Yesterday the President offered his thoughts (the first we are told of five or six) on how to fix the economy in a speech at Knox College in Illinois. Evidently, his prescription is to blame the members of the House GOP and to whip up a new batch of rhetoric. Much of what he said was a restatement of what he has said before.
Here's how he said we got to where we are economically - "Technology made some jobs obsolete. Global competition sent a lot of jobs overseas. It became harder for unions to fight for the middle class. Washington doled out bigger tax cuts to the very wealthy and smaller minimum wage increases for the working poor." Even in that short paragraph there are some interesting assumptions. Employees quite joining unions (except public sector unions) well before technology and global competition started changing the workforce. One might quibble with whether the minimum wage actually helps or hurts the working poor - most economists argue that the minimum wage makes it a lot harder for low skilled workers to get any job. Indeed all of those things have changed the economy - one cannot make the assumption as he does that all have been destructive of the middle class.
He went on to say "And towards the end of those three decades, a housing bubble, credit cards, a churning financial sector was keeping the economy artificially juiced up, so sometimes it papered over some of these long-term trends. " The bubble he speaks about and all that "juice" came mostly from federal policies well described in books like Reckless Endangerment which describe the absolute thievery perpetuated by people inside and outside of the government. Yet, compared to the S&L crisis - almost no one has actually been prosecuted for their misdeeds.
He makes the claim that the economy has recovered (although he does not add that it is the weakest recovery ever) because of health care and "investments" in new technologies (like Solyndra) and the two mega enactments of his Presidency that even he has admitted are too complicated to administer. (Dodd Frank and Obamacare) He seems to claim that his policies (although he has dragged his feet on approving shale leases and things like the Keystone pipeline) have allowed us to reduce our dependency on foreign oil to historic levels.
He then commented "When wealth concentrates at the very top, it can inflate unstable bubbles that threaten the economy. When the rungs on the ladder of opportunity grow farther and farther apart, it undermines the very essence of America — that idea that if you work hard you can make it here. And that’s why reversing these trends has to be Washington’s highest priority." Ok, so even if you do not agree with the lead up rhetoric America should be an opportunity society. So what are his key solutions?
One of his constant refrains is that middle class incomes have stagnated for four decades but the data (from the Washington Post no less) suggests that is not correct. The Post Numbers show a growth in both family and household income that is significant in constant (inflation adjusted) dollars. If the WP can find this trend it is a wonder that the President cannot.

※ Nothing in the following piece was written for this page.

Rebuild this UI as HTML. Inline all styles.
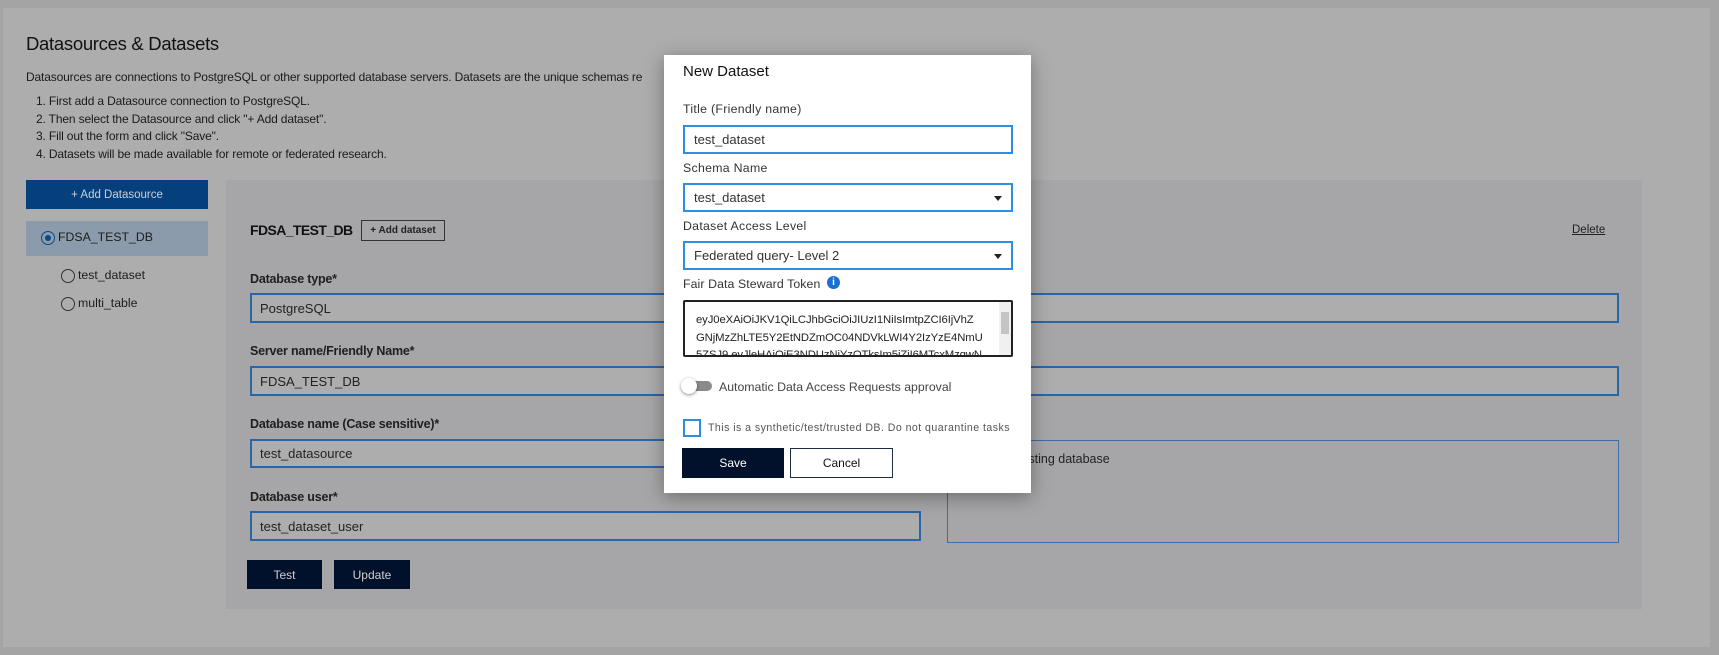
<!DOCTYPE html>
<html><head><meta charset="utf-8"><style>
*{box-sizing:border-box;margin:0;padding:0}
body{width:1719px;height:655px;background:#a4a4a4;font-family:"Liberation Sans",sans-serif;position:relative;overflow:hidden;color:#1c1c1c}
.a{position:absolute}
.page{left:3px;top:8px;width:1707px;height:639px;background:#adadad}
.panel{left:226px;top:180px;width:1416px;height:429px;background:#a6a6a8}
.inp{position:absolute;border:2px solid #2a65a8;background:#adadad;font-size:13px;padding-left:8px;display:flex;align-items:center;color:#222}
.lbl{position:absolute;font-size:12.5px;font-weight:bold;color:#1e1e1e;letter-spacing:-.2px}
.btn{position:absolute;background:#02112b;color:#cfcfcf;font-size:12px;display:flex;align-items:center;justify-content:center}
.radio{position:absolute;width:14px;height:14px;border:1.5px solid #333;border-radius:50%}
.modal{left:664px;top:55px;width:367px;height:438px;background:#fff;box-shadow:0 4px 18px rgba(0,0,0,.35)}
.m .lb{position:absolute;font-size:12.3px;color:#333;letter-spacing:.3px}
.m .in{position:absolute;border:2px solid #2f8de4;font-size:13px;color:#333;padding-left:9px;display:flex;align-items:center;background:#fff}
.caret{position:absolute;right:9px;top:11px;width:0;height:0;border-left:4px solid transparent;border-right:4px solid transparent;border-top:5px solid #222}
</style></head><body>
<div class="a page"></div>
<div class="a" style="left:26px;top:33px;font-size:18.5px;color:#111;letter-spacing:-.3px">Datasources &amp; Datasets</div>
<div class="a" style="left:26px;top:70px;font-size:12px;color:#1a1a1a;white-space:nowrap;letter-spacing:-.15px">Datasources are connections to PostgreSQL or other supported database servers. Datasets are the unique schemas re</div>
<div class="a" style="left:36px;top:93px;font-size:12px;line-height:17.5px;color:#1a1a1a;letter-spacing:-.15px">1. First add a Datasource connection to PostgreSQL.<br>2. Then select the Datasource and click "+ Add dataset".<br>3. Fill out the form and click "Save".<br>4. Datasets will be made available for remote or federated research.</div>
<div class="a" style="left:26px;top:180px;width:182px;height:29px;background:#053f7c;color:#c9d0da;font-size:11.5px;display:flex;align-items:center;justify-content:center">+ Add Datasource</div>
<div class="a" style="left:26px;top:221px;width:182px;height:35px;background:#8b9bac"></div>
<div class="radio" style="left:41px;top:231px;border-color:#0a4a8a"><div style="position:absolute;left:2.5px;top:2.5px;width:6px;height:6px;border-radius:50%;background:#0a4a8a"></div></div>
<div class="a" style="left:58px;top:230px;font-size:12.3px">FDSA_TEST_DB</div>
<div class="radio" style="left:61px;top:269px"></div>
<div class="a" style="left:78px;top:268px;font-size:12.3px">test_dataset</div>
<div class="radio" style="left:61px;top:297px"></div>
<div class="a" style="left:78px;top:296px;font-size:12.3px">multi_table</div>

<div class="a panel"></div>
<div class="a" style="left:250px;top:222px;font-size:14px;font-weight:bold;color:#111;letter-spacing:-.6px">FDSA_TEST_DB</div>
<div class="a" style="left:361px;top:220px;width:84px;height:21px;border:1.5px solid #333;font-size:10px;font-weight:bold;display:flex;align-items:center;justify-content:center;color:#222">+ Add dataset</div>
<div class="a" style="left:1572px;top:224px;font-size:11.5px;text-decoration:underline;color:#222">Delete</div>
<div class="lbl" style="left:250px;top:272px">Database type*</div>
<div class="inp" style="left:250px;top:293px;width:1369px;height:30px">PostgreSQL</div>
<div class="lbl" style="left:250px;top:344px">Server name/Friendly Name*</div>
<div class="inp" style="left:250px;top:366px;width:1369px;height:30px">FDSA_TEST_DB</div>
<div class="lbl" style="left:250px;top:417px">Database name (Case sensitive)*</div>
<div class="inp" style="left:250px;top:439px;width:671px;height:29px">test_datasource</div>
<div class="a" style="left:947px;top:440px;width:672px;height:103px;border:1.5px solid #3d6ea6"></div>
<div class="a" style="left:1011px;top:452px;font-size:12.5px;color:#222">Existing database</div>
<div class="lbl" style="left:250px;top:490px">Database user*</div>
<div class="inp" style="left:250px;top:511px;width:671px;height:30px">test_dataset_user</div>
<div class="btn" style="left:247px;top:560px;width:75px;height:29px">Test</div>
<div class="btn" style="left:334px;top:560px;width:76px;height:29px">Update</div>

<div class="a modal m">
 <div class="a" style="left:19px;top:8px;font-size:15px;color:#111">New Dataset</div>
 <div class="lb" style="left:19px;top:47px">Title (Friendly name)</div>
 <div class="in" style="left:19px;top:70px;width:330px;height:29px">test_dataset</div>
 <div class="lb" style="left:19px;top:106px">Schema Name</div>
 <div class="in" style="left:19px;top:128px;width:330px;height:29px">test_dataset<div class="caret"></div></div>
 <div class="lb" style="left:19px;top:164px">Dataset Access Level</div>
 <div class="in" style="left:19px;top:186px;width:330px;height:29px">Federated query- Level 2<div class="caret"></div></div>
 <div class="lb" style="left:19px;top:222px;letter-spacing:.1px">Fair Data Steward Token</div>
 <div class="a" style="left:163px;top:221px;width:13px;height:13px;border-radius:50%;background:#1a6fd0;color:#fff;font-size:10px;font-weight:bold;text-align:center;line-height:13px">i</div>
 <div class="a" style="left:19px;top:245px;width:330px;height:57px;border:2px solid #222;border-radius:2px;overflow:hidden">
  <div style="position:absolute;left:11px;top:10px;width:310px;font-size:11.3px;line-height:17.5px;color:#222;white-space:nowrap;letter-spacing:-.1px">eyJ0eXAiOiJKV1QiLCJhbGciOiJIUzI1NiIsImtpZCI6IjVhZ<br>GNjMzZhLTE5Y2EtNDZmOC04NDVkLWI4Y2IzYzE4NmU<br>5ZSJ9.eyJleHAiOjE3NDUzNjYzOTksIm5iZiI6MTcxMzgwN</div>
  <div style="position:absolute;right:0;top:0;width:12px;height:100%;background:#f0f0f0"><div style="margin:10px 2px;height:22px;background:#c4c4c4"></div></div>
 </div>
 <div class="a" style="left:22px;top:326px;width:26px;height:10px;border-radius:5px;background:#8a8a8a"></div>
 <div class="a" style="left:17px;top:323px;width:16px;height:16px;border-radius:50%;background:#fff;box-shadow:0 1px 3px rgba(0,0,0,.45)"></div>
 <div class="a" style="left:55px;top:325px;font-size:12.3px;color:#444">Automatic Data Access Requests approval</div>
 <div class="a" style="left:19px;top:364px;width:18px;height:18px;border:2px solid #2f8de4"></div>
 <div class="a" style="left:44px;top:367px;font-size:10.6px;color:#555;letter-spacing:.45px;white-space:nowrap">This is a synthetic/test/trusted DB. Do not quarantine tasks</div>
 <div class="btn" style="left:18px;top:393px;width:102px;height:30px;color:#fff;font-size:12px">Save</div>
 <div class="a" style="left:126px;top:393px;width:103px;height:30px;border:1.5px solid #1e2d44;font-size:12px;display:flex;align-items:center;justify-content:center;color:#111">Cancel</div>
</div>
</body></html>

He mentions a couple. Immigration reform - a very important public policy but not likely to move the needle on growing the economy. He also lists "America has to make the investments necessary to promote long-term growth and shared prosperity — rebuilding our manufacturing base, educating our workforce, upgrading our transportation systems, upgrading our information networks." Some of those things could be aided by sound government policies, others less so.
The speech laces in criticisms of the House GOP as engaging in an "endless parade of distractions and political posturing and phony scandals" (I guess the direct involvement of the General Counsel of the IRS - one of two presidentially appointed people in the IRS in trying to suppress political opponents is one of those phony scandals). As a conservative (and not a member of the GOP) I am tired of the rhetoric on both sides - that accuses the president of every misdeed. At the same time there are some real problems with this administration that should be examined - that is the oversight function of Congress which it did not do in the build up of the credit bubble.
Ultimately the best way for the president to engage on the issues he cares about is to genuinely engage with his opponents. But one of the most significant failures of his presidency has been his unwillingness to get off his rhetorical stump and engage the other side.